A Shortage of IV Fluid Is Hitting Massachusetts Hospitals

Adjustments are being made amid a national problem.


photo via istock.com/kupicoo

A shortage of bags containing IV fluid touched off by hurricane damage in Puerto Rico has hit hospitals around the country, and institutions like Massachusetts General Hospital have had to make some adjustments to keep up.

That’s according to Mass General’s chief medical officer Dr. O’Neil Britton, who shared an inside look on WBUR this week at just how much the problem is affecting care at home.

“There is a general worry,” he said, adding that he does not believe it’s impacted patient care and that nurses have stepped up at a time when many are on edge about whether the problem will deepen. The hospital has also made use of a Hospital Incident Command System typically reserved for crises to address the issue, WBUR reports.

The problem comes in the wake of the devastation in Puerto Rico from Hurricane Maria, which damaged the island’s many pharmaceutical manufacturing plants and has impacted the flow of drugs to the rest of the U.S. Even without a hurricane, this aspect of patient care has always been especially volatile.
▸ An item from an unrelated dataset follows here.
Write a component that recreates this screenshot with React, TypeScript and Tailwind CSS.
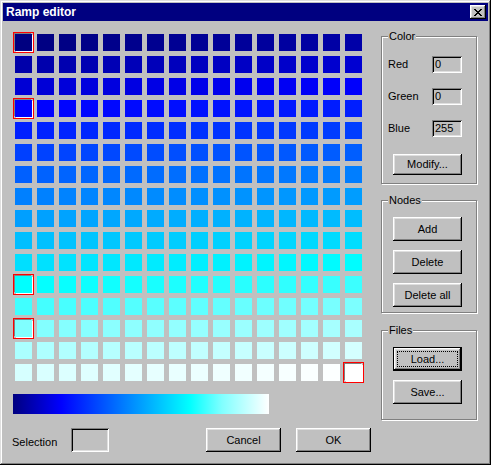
import React from "react";

// nodi della rampa: indice -> colore
const NODES: [number, [number, number, number]][] = [
  [0, [0, 0, 128]],
  [48, [0, 0, 255]],
  [176, [0, 255, 255]],
  [208, [128, 255, 255]],
  [255, [255, 255, 255]],
];

function rampColor(i: number) {
  for (let n = 0; n < NODES.length - 1; n++) {
    const [a, ca] = NODES[n];
    const [b, cb] = NODES[n + 1];
    if (i >= a && i <= b) {
      const t = (i - a) / (b - a);
      const c = ca.map((v, k) => Math.round(v + (cb[k] - v) * t));
      return `rgb(${c[0]},${c[1]},${c[2]})`;
    }
  }
  return "#fff";
}

const nodeSet = new Set(NODES.map((n) => n[0]));

const btn =
  "flex shrink-0 items-center justify-center bg-[#c0c0c0] text-[11px] text-black shadow-[inset_-1px_-1px_#000,inset_1px_1px_#fff,inset_-2px_-2px_#808080,inset_2px_2px_#dfdfdf]";

const sunken =
  "shrink-0 bg-[#c0c0c0] shadow-[inset_1px_1px_#808080,inset_-1px_-1px_#fff,inset_2px_2px_#000,inset_-2px_-2px_#dfdfdf]";

function CloseGlyph() {
  const rows = ["xx....xx", ".xx..xx.", "..xxxx..", "...xx...", "..xxxx..", ".xx..xx.", "xx....xx"];
  return (
    <svg width={8} height={7} viewBox="0 0 8 7" shapeRendering="crispEdges">
      {rows.map((r, y) =>
        r.split("").map((ch, x) => (ch === "x" ? <rect key={`${x}-${y}`} x={x} y={y} width={1} height={1} fill="#000" /> : null))
      )}
    </svg>
  );
}

function Group({ label, className, children }: { label: string; className: string; children: React.ReactNode }) {
  return (
    <div className={`relative flex flex-col border border-[#808080] shadow-[inset_1px_1px_#fff,1px_1px_#fff] ${className}`}>
      <span className="absolute -top-[8px] left-[6px] bg-[#c0c0c0] px-[1px] text-[11px] leading-[14px]">{label}</span>
      {children}
    </div>
  );
}

function Field({ label, value }: { label: string; value: string }) {
  return (
    <div className="flex h-[17px] items-center pl-[6px]">
      <span className="w-[44px] shrink-0 text-[11px]">{label}</span>
      <div className={`${sunken} flex h-[17px] w-[30px] items-center pl-[3px] text-[11px]`}>{value}</div>
    </div>
  );
}

export default function App() {
  const cells = Array.from({ length: 256 }, (_, i) => i);

  return (
    <div
      className="flex h-[465px] w-[491px] flex-col bg-[#c0c0c0] p-[3px] text-black shadow-[inset_-1px_-1px_#000,inset_1px_1px_#dfdfdf,inset_-2px_-2px_#808080,inset_2px_2px_#fff]"
      style={{ fontFamily: '"Liberation Sans", Arial, sans-serif' }}
    >
      {/* barra del titolo */}
      <div className="flex h-[18px] items-center justify-between bg-[#000080] pl-[3px] pr-[2px]">
        <span className="text-[12px] font-bold text-white">Ramp editor</span>
        <div className={`${btn} h-[14px] w-[16px]`}>
          <CloseGlyph />
        </div>
      </div>

      <div className="flex pl-[12px]">
        {/* colonna sinistra */}
        <div className="flex w-[347px] shrink-0 flex-col">
          <div className="mt-[13px] grid grid-cols-[repeat(16,17px)] gap-[5px]">
            {cells.map((i) => (
              <div
                key={i}
                className={`h-[17px] w-[17px] ${
                  nodeSet.has(i)
                    ? "shadow-[-1px_-1px_0_0_#808080,1px_1px_0_0_#fff,0_0_0_1px_#c0c0c0,0_0_0_2px_#ff0000]"
                    : ""
                }`}
                style={{ background: rampColor(i) }}
              />
            ))}
          </div>

          {/* barra gradiente */}
          <div className="-ml-[2px] mt-[13px] h-[20px] w-[256px] bg-[linear-gradient(to_right,#000080_0%,#0000ff_18.8%,#00ffff_69%,#80ffff_81.6%,#ffffff_100%)]" />

          <div className="-ml-[3px] mt-[14px] flex h-[24px] w-[370px] items-center">
            <span className="w-[59px] shrink-0 pt-[5px] text-[11px]">Selection</span>
            <div className={`${sunken} h-[24px] w-[38px]`} />
            <button className={`${btn} ml-[97px] h-[24px] w-[75px]`}>Cancel</button>
            <button className={`${btn} ml-[15px] h-[24px] w-[75px]`}>OK</button>
          </div>
        </div>

        {/* colonna destra */}
        <div className="ml-[19px] mt-[15px] flex w-[96px] shrink-0 flex-col">
          <Group label="Color" className="h-[148px] pt-[19px]">
            <div className="flex flex-col gap-[15px]">
              <Field label="Red" value="0" />
              <Field label="Green" value="0" />
              <Field label="Blue" value="255" />
            </div>
            <button className={`${btn} ml-[11px] mt-[17px] h-[21px] w-[69px]`}>Modify...</button>
          </Group>

          <Group label="Nodes" className="mt-[16px] h-[113px] gap-[9px] pt-[16px]">
            <button className={`${btn} ml-[11px] h-[24px] w-[69px]`}>Add</button>
            <button className={`${btn} ml-[11px] h-[24px] w-[69px]`}>Delete</button>
            <button className={`${btn} ml-[11px] h-[24px] w-[69px]`}>Delete all</button>
          </Group>

          <Group label="Files" className="mt-[17px] h-[90px] gap-[9px] pt-[16px]">
            <button className="relative ml-[11px] flex h-[24px] w-[69px] shrink-0 items-center justify-center border border-black bg-[#c0c0c0] text-[11px] shadow-[inset_-1px_-1px_#000,inset_1px_1px_#fff,inset_-2px_-2px_#808080,inset_2px_2px_#dfdfdf]">
              <span className="absolute inset-[3px] border border-dotted border-black" />
              Load...
            </button>
            <button className={`${btn} ml-[11px] h-[24px] w-[69px]`}>Save...</button>
          </Group>
        </div>
      </div>
    </div>
  );
}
The FDA reports that saline solution has “been intermittently in shortage dating back to 2014.” But the storm has made it much worse, and the FDA is now monitoring 90 products at risk of shortage.

So at hospitals like Mass. General, nurses have begun taking a number of steps to use fewer of the bags, Britton said. They are being encouraged to give some medications orally, or inject them directly, rather than through an IV drip bag. Hospitals have started manually filling the smaller “mini-bags”—which are in particularly short supply—in-house. The American Society of Health System Pharmacists has also released a set of detailed recommendations on how to make every drop count. But all of those workarounds can add to the time it takes for a nurse to care for a patient and increase the cost of that care to the hospital, not to mention add to the workload of an already stressful job.

The FDA now hopes to see the problem resolved by the end of the year, and industry watchers think supply should get closer to normal levels sometime in early 2018. Let’s hope so.